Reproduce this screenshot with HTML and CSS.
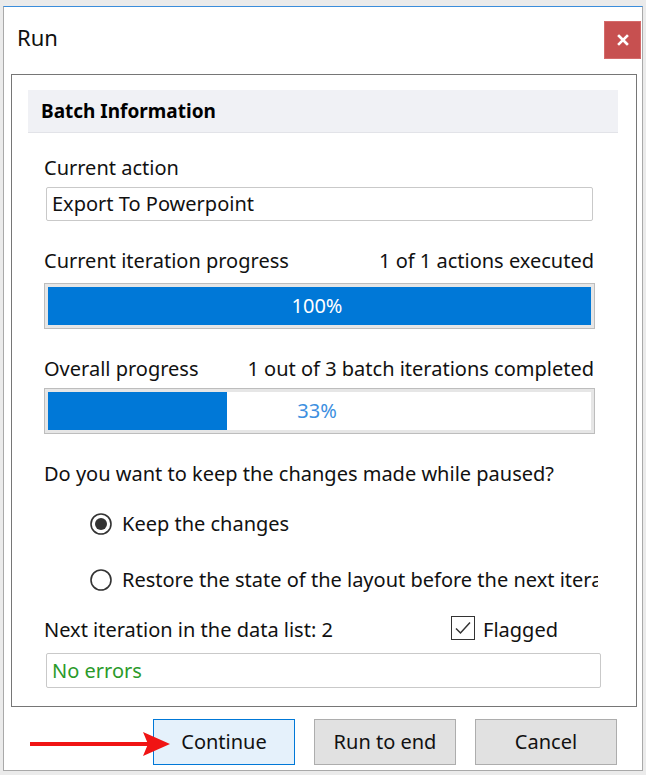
FILE: index.html
```html
<!DOCTYPE html>
<html>
<head>
<meta charset="utf-8">
<link rel="stylesheet" href="styles.css">
</head>
<body>
<div class="window">
  <div class="titlebar">
    <span class="title">Run</span>
    <div class="close">
      <svg width="12" height="12" viewBox="0 0 12 12"><path d="M2 2 L10 10 M10 2 L2 10" stroke="#fff" stroke-width="2.6" stroke-linecap="square"/></svg>
    </div>
  </div>
  <div class="group">
    <div class="group-header">Batch Information</div>
    <div class="group-body">
      <div class="label l-action">Current action</div>
      <div class="field">Export To Powerpoint</div>

      <div class="label-row l-iter"><span>Current iteration progress</span><span>1 of 1 actions executed</span></div>
      <div class="bar b-iter">
        <div class="track">
          <div class="fill" style="width:100%"></div>
          <span class="pct pct-on">100%</span>
        </div>
      </div>

      <div class="label-row l-overall"><span>Overall progress</span><span>1 out of 3 batch iterations completed</span></div>
      <div class="bar b-overall">
        <div class="track">
          <div class="fill" style="width:33%"></div>
          <span class="pct pct-off">33%</span>
        </div>
      </div>

      <div class="label question">Do you want to keep the changes made while paused?</div>

      <div class="radio-row r-keep">
        <svg class="radio" width="22" height="22" viewBox="0 0 22 22"><circle cx="11" cy="11" r="10" fill="#fff" stroke="#333" stroke-width="1.6"/><circle cx="11" cy="11" r="6" fill="#333"/></svg>
        <span class="radio-text">Keep the changes</span>
      </div>
      <div class="radio-row r-restore">
        <svg class="radio" width="22" height="22" viewBox="0 0 22 22"><circle cx="11" cy="11" r="10" fill="#fff" stroke="#333" stroke-width="1.6"/></svg>
        <span class="radio-text">Restore the state of the layout before the next iteration</span>
      </div>

      <div class="next-row">
        <span>Next iteration in the data list: 2</span>
        <div class="flag">
          <svg class="check" width="24" height="24" viewBox="0 0 24 24"><rect x="0.5" y="0.5" width="23" height="23" fill="#fff" stroke="#333" stroke-width="1"/><polyline points="5,12.5 9.5,17 19,6.5" fill="none" stroke="#333" stroke-width="1.5"/></svg>
          <span>Flagged</span>
        </div>
      </div>
      <div class="field status">No errors</div>
    </div>
  </div>
  <div class="actions">
    <svg class="arrow" width="142" height="26" viewBox="0 0 142 26"><rect x="0" y="11" width="118" height="4" fill="#f01414"/><polygon points="113,1 140,13 113,25 118,13" fill="#f01414"/></svg>
    <div class="btn btn-primary">Continue</div>
    <div class="btn">Run to end</div>
    <div class="btn">Cancel</div>
  </div>
</div>
</body>
</html>
```
FILE: styles.css
```css
html, body {
  margin: 0;
  padding: 0;
}
body {
  background: #ebebeb;
  font-family: "Noto Sans", "Open Sans", sans-serif;
  font-size: 20px;
  color: #111;
  width: 646px;
  height: 775px;
  overflow: hidden;
}
.window {
  box-sizing: border-box;
  margin: 6px 0 0 3px;
  width: 640px;
  height: 765px;
  background: #fff;
  border: 1px solid #a9a9a9;
  border-top: 1px solid #3b8ddb;
  display: flex;
  flex-direction: column;
}
.titlebar {
  height: 67px;
  display: flex;
  align-items: flex-start;
  justify-content: space-between;
}
.title {
  margin: 15px 0 0 13px;
  font-size: 22px;
  line-height: 30px;
  color: #111;
}
.close {
  margin: 14px 1px 0 0;
  width: 37px;
  height: 38px;
  background: #c75050;
  box-sizing: border-box;
  border: 1px solid #d46a6a;
  display: flex;
  align-items: center;
  justify-content: center;
}
.group {
  margin: 0 5px 0 7px;
  border: 1px solid #767676;
  padding: 15px 18px 18px 16px;
}
.group-header {
  height: 43px;
  box-sizing: border-box;
  background: #f0f1f5;
  border-bottom: 1px solid #e2e3e8;
  padding-left: 13px;
  font-weight: bold;
  font-size: 19px;
  line-height: 43px;
  color: #000;
}
.group-body {
  padding: 0 24px 0 16px;
  display: flex;
  flex-direction: column;
}
.label, .label-row {
  line-height: 26px;
  white-space: nowrap;
}
.label-row {
  display: flex;
  justify-content: space-between;
}
.l-action { margin-top: 22px; }
.field {
  box-sizing: border-box;
  margin: 6px 0 0 2px;
  width: 547px;
  height: 34px;
  border: 1px solid #c9c9c9;
  border-radius: 2px;
  padding-left: 5px;
  line-height: 32px;
  color: #111;
}
.l-iter { margin-top: 27px; }
.b-iter { margin-top: 9px; }
.l-overall { margin-top: 27px; }
.b-overall { margin-top: 6px; }
.bar {
  box-sizing: border-box;
  width: 551px;
  height: 46px;
  border: 1px solid #bdbdbd;
  padding: 3px;
  background: #e6e6e6;
}
.track {
  height: 100%;
  background: #fff;
  display: grid;
}
.fill, .pct {
  grid-area: 1 / 1;
}
.fill {
  background: #0078d7;
  justify-self: start;
  height: 100%;
}
.pct {
  justify-self: center;
  align-self: center;
  line-height: 38px;
  font-size: 20px;
  margin-right: 5px;
}
.pct-on { color: #fff; }
.pct-off { color: #3d8fe0; }
.question { margin-top: 27px; }
.radio-row {
  margin-left: 46px;
  width: 508px;
  height: 26px;
  display: flex;
  align-items: center;
  overflow: hidden;
  white-space: nowrap;
}
.r-keep { margin-top: 24px; }
.r-restore { margin-top: 30px; }
.radio {
  flex: none;
  margin-right: 10px;
}
.radio-text {
  line-height: 26px;
}
.next-row {
  margin-top: 24px;
  height: 26px;
  display: flex;
  align-items: center;
  line-height: 26px;
  white-space: nowrap;
}
.flag {
  margin-left: auto;
  margin-right: 36px;
  display: flex;
  align-items: center;
  gap: 8px;
}
.check {
  margin-top: -4px;
}
.status {
  margin-top: 10px;
  width: 555px;
  height: 35px;
  line-height: 33px;
  color: #2a9a2a;
}
.actions {
  position: relative;
  margin-top: 12px;
  padding-left: 149px;
  display: flex;
  gap: 19px;
}
.btn {
  box-sizing: border-box;
  width: 142px;
  height: 46px;
  background: #e1e1e1;
  border: 1px solid #adadad;
  display: flex;
  align-items: center;
  justify-content: center;
  line-height: 26px;
  color: #111;
}
.btn-primary {
  background: #e5f1fb;
  border-color: #0078d7;
}
.arrow {
  position: absolute;
  left: 26px;
  top: 12px;
}
```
● ● ● ● ● ● ●
» Aim:
Transcribe the material exactly, and leave out whatever pictures it holds.

» Response below:
Reproduce this screenshot with HTML and CSS.
FILE: index.html
```html
<!DOCTYPE html>
<html>
<head>
<meta charset="utf-8">
<link rel="stylesheet" href="styles.css">
</head>
<body>
<div class="window">
  <div class="titlebar">
    <span class="title">Run</span>
    <div class="close">
      <svg width="12" height="12" viewBox="0 0 12 12"><path d="M2 2 L10 10 M10 2 L2 10" stroke="#fff" stroke-width="2.6" stroke-linecap="square"/></svg>
    </div>
  </div>
  <div class="group">
    <div class="group-header">Batch Information</div>
    <div class="group-body">
      <div class="label l-action">Current action</div>
      <div class="field">Export To Powerpoint</div>

      <div class="label-row l-iter"><span>Current iteration progress</span><span>1 of 1 actions executed</span></div>
      <div class="bar b-iter">
        <div class="track">
          <div class="fill" style="width:100%"></div>
          <span class="pct pct-on">100%</span>
        </div>
      </div>

      <div class="label-row l-overall"><span>Overall progress</span><span>1 out of 3 batch iterations completed</span></div>
      <div class="bar b-overall">
        <div class="track">
          <div class="fill" style="width:33%"></div>
          <span class="pct pct-off">33%</span>
        </div>
      </div>

      <div class="label question">Do you want to keep the changes made while paused?</div>

      <div class="radio-row r-keep">
        <svg class="radio" width="22" height="22" viewBox="0 0 22 22"><circle cx="11" cy="11" r="10" fill="#fff" stroke="#333" stroke-width="1.6"/><circle cx="11" cy="11" r="6" fill="#333"/></svg>
        <span class="radio-text">Keep the changes</span>
      </div>
      <div class="radio-row r-restore">
        <svg class="radio" width="22" height="22" viewBox="0 0 22 22"><circle cx="11" cy="11" r="10" fill="#fff" stroke="#333" stroke-width="1.6"/></svg>
        <span class="radio-text">Restore the state of the layout before the next iteration</span>
      </div>

      <div class="next-row">
        <span>Next iteration in the data list: 2</span>
        <div class="flag">
          <svg class="check" width="24" height="24" viewBox="0 0 24 24"><rect x="0.5" y="0.5" width="23" height="23" fill="#fff" stroke="#333" stroke-width="1"/><polyline points="5,12.5 9.5,17 19,6.5" fill="none" stroke="#333" stroke-width="1.5"/></svg>
          <span>Flagged</span>
        </div>
      </div>
      <div class="field status">No errors</div>
    </div>
  </div>
  <div class="actions">
    <svg class="arrow" width="142" height="26" viewBox="0 0 142 26"><rect x="0" y="11" width="118" height="4" fill="#f01414"/><polygon points="113,1 140,13 113,25 118,13" fill="#f01414"/></svg>
    <div class="btn btn-primary">Continue</div>
    <div class="btn">Run to end</div>
    <div class="btn">Cancel</div>
  </div>
</div>
</body>
</html>
```
FILE: styles.css
```css
html, body {
  margin: 0;
  padding: 0;
}
body {
  background: #ebebeb;
  font-family: "Noto Sans", "Open Sans", sans-serif;
  font-size: 20px;
  color: #111;
  width: 646px;
  height: 775px;
  overflow: hidden;
}
.window {
  box-sizing: border-box;
  margin: 6px 0 0 3px;
  width: 640px;
  height: 765px;
  background: #fff;
  border: 1px solid #a9a9a9;
  border-top: 1px solid #3b8ddb;
  display: flex;
  flex-direction: column;
}
.titlebar {
  height: 67px;
  display: flex;
  align-items: flex-start;
  justify-content: space-between;
}
.title {
  margin: 15px 0 0 13px;
  font-size: 22px;
  line-height: 30px;
  color: #111;
}
.close {
  margin: 14px 1px 0 0;
  width: 37px;
  height: 38px;
  background: #c75050;
  box-sizing: border-box;
  border: 1px solid #d46a6a;
  display: flex;
  align-items: center;
  justify-content: center;
}
.group {
  margin: 0 5px 0 7px;
  border: 1px solid #767676;
  padding: 15px 18px 18px 16px;
}
.group-header {
  height: 43px;
  box-sizing: border-box;
  background: #f0f1f5;
  border-bottom: 1px solid #e2e3e8;
  padding-left: 13px;
  font-weight: bold;
  font-size: 19px;
  line-height: 43px;
  color: #000;
}
.group-body {
  padding: 0 24px 0 16px;
  display: flex;
  flex-direction: column;
}
.label, .label-row {
  line-height: 26px;
  white-space: nowrap;
}
.label-row {
  display: flex;
  justify-content: space-between;
}
.l-action { margin-top: 22px; }
.field {
  box-sizing: border-box;
  margin: 6px 0 0 2px;
  width: 547px;
  height: 34px;
  border: 1px solid #c9c9c9;
  border-radius: 2px;
  padding-left: 5px;
  line-height: 32px;
  color: #111;
}
.l-iter { margin-top: 27px; }
.b-iter { margin-top: 9px; }
.l-overall { margin-top: 27px; }
.b-overall { margin-top: 6px; }
.bar {
  box-sizing: border-box;
  width: 551px;
  height: 46px;
  border: 1px solid #bdbdbd;
  padding: 3px;
  background: #e6e6e6;
}
.track {
  height: 100%;
  background: #fff;
  display: grid;
}
.fill, .pct {
  grid-area: 1 / 1;
}
.fill {
  background: #0078d7;
  justify-self: start;
  height: 100%;
}
.pct {
  justify-self: center;
  align-self: center;
  line-height: 38px;
  font-size: 20px;
  margin-right: 5px;
}
.pct-on { color: #fff; }
.pct-off { color: #3d8fe0; }
.question { margin-top: 27px; }
.radio-row {
  margin-left: 46px;
  width: 508px;
  height: 26px;
  display: flex;
  align-items: center;
  overflow: hidden;
  white-space: nowrap;
}
.r-keep { margin-top: 24px; }
.r-restore { margin-top: 30px; }
.radio {
  flex: none;
  margin-right: 10px;
}
.radio-text {
  line-height: 26px;
}
.next-row {
  margin-top: 24px;
  height: 26px;
  display: flex;
  align-items: center;
  line-height: 26px;
  white-space: nowrap;
}
.flag {
  margin-left: auto;
  margin-right: 36px;
  display: flex;
  align-items: center;
  gap: 8px;
}
.check {
  margin-top: -4px;
}
.status {
  margin-top: 10px;
  width: 555px;
  height: 35px;
  line-height: 33px;
  color: #2a9a2a;
}
.actions {
  position: relative;
  margin-top: 12px;
  padding-left: 149px;
  display: flex;
  gap: 19px;
}
.btn {
  box-sizing: border-box;
  width: 142px;
  height: 46px;
  background: #e1e1e1;
  border: 1px solid #adadad;
  display: flex;
  align-items: center;
  justify-content: center;
  line-height: 26px;
  color: #111;
}
.btn-primary {
  background: #e5f1fb;
  border-color: #0078d7;
}
.arrow {
  position: absolute;
  left: 26px;
  top: 12px;
}
```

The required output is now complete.